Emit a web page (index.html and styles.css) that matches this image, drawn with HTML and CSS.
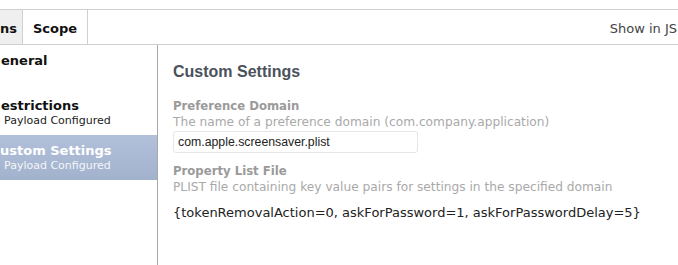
FILE: index.html
```html
<!DOCTYPE html>
<html lang="en">
<head>
    <meta charset="UTF-8">
    <title>Configuration Profile - Custom Settings</title>
    <link rel="stylesheet" href="styles.css">
</head>
<body>
    <div class="page">
        <!-- Abas superiores (recortadas na borda esquerda) -->
        <div class="top-tabs">
            <div class="top-tab active">ns</div>
            <div class="top-tab">Scope</div>
            <div class="spacer"></div>
            <div class="json-link">Show in JS</div>
        </div>

        <div class="main">
            <!-- Lista de payloads -->
            <div class="sidebar">
                <div class="payload-item">
                    <div class="payload-name">eneral</div>
                </div>
                <div class="payload-item">
                    <div class="payload-name">estrictions</div>
                    <div class="payload-count">Payload Configured</div>
                </div>
                <div class="payload-item selected">
                    <div class="payload-name">ustom Settings</div>
                    <div class="payload-count">Payload Configured</div>
                </div>
            </div>

            <!-- Conteúdo do payload -->
            <div class="content">
                <h2 class="section-title">Custom Settings</h2>

                <div class="field">
                    <div class="field-label">Preference Domain</div>
                    <div class="field-help">The name of a preference domain (com.company.application)</div>
                    <div class="field-input">com.apple.screensaver.plist</div>
                </div>

                <div class="field">
                    <div class="field-label">Property List File</div>
                    <div class="field-help">PLIST file containing key value pairs for settings in the specified domain</div>
                    <div class="field-value">{tokenRemovalAction=0, askForPassword=1, askForPasswordDelay=5}</div>
                </div>
            </div>
        </div>
    </div>
</body>
</html>
```

FILE: styles.css
```css
/* Layout geral */
body { margin: 0; padding: 0; background: #fff; overflow: hidden; font-family: "DejaVu Sans", Verdana, sans-serif; color: #222; }
.page { padding-top: 9px; height: 256px; display: flex; flex-direction: column; }

/* Abas do topo */
.top-tabs { display: flex; align-items: stretch; height: 34px; border-top: 1px solid #d0d0d0; border-bottom: 1px solid #d0d0d0; }
.top-tab { display: flex; align-items: center; padding: 3px 10px 0 10px; font-size: 13px; font-weight: bold; color: #111; border-right: 1px solid #d0d0d0; }
.top-tab.active { background: #efefef; padding-left: 0; padding-right: 5px; }
.spacer { flex: 1; }
.json-link { display: flex; align-items: center; font-size: 13px; color: #444; padding: 3px 1px 0 0; }

/* Corpo principal */
.main { flex: 1; display: flex; }
.sidebar { width: 157px; border-right: 1px solid #a8a8a8; }
.payload-item { height: 45px; box-sizing: border-box; padding: 8px 0 0 0; }
.payload-item.selected { background: linear-gradient(#b2c0da, #a2b2cd); }
.payload-name { font-size: 13px; line-height: 16px; font-weight: bold; color: #111; padding-left: 1px; }
.payload-count { font-size: 11px; line-height: 14px; color: #222; padding-left: 4px; }
.selected .payload-name { color: #fff; padding-left: 0; }
.selected .payload-count { color: #f4f6fa; }

/* Conteúdo */
.content { flex: 1; padding: 18px 0 0 15px; }
.section-title { margin: 0 0 17px; font-family: "Liberation Sans", Arial, sans-serif; font-size: 16px; line-height: 18px; font-weight: bold; color: #4b525c; }
.field { margin-bottom: 10px; }
.field-label { font-size: 11.7px; font-weight: bold; color: #9a9a9a; line-height: 16px; }
.field-help { font-size: 12.2px; color: #a9a9a9; line-height: 16px; }
.field-input { margin-top: 1px; width: 235px; height: 20px; border: 1px solid #e6e6e6; border-radius: 3px; padding: 0 4px; font-family: "Liberation Sans", Arial, sans-serif; font-size: 12.3px; color: #222; line-height: 21px; }
.field-value { margin-top: 10px; font-size: 13px; line-height: 16px; color: #222; }
```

**WRITTEN REQUEST:** Wherever the word "page" occurs in a line of the listing, copy that line.

**RESPONSE FOR THIS EXERCISE:**
Emit a web page (index.html and styles.css) that matches this image, drawn with HTML and CSS.
    <div class="page">
.page { padding-top: 9px; height: 256px; display: flex; flex-direction: column; }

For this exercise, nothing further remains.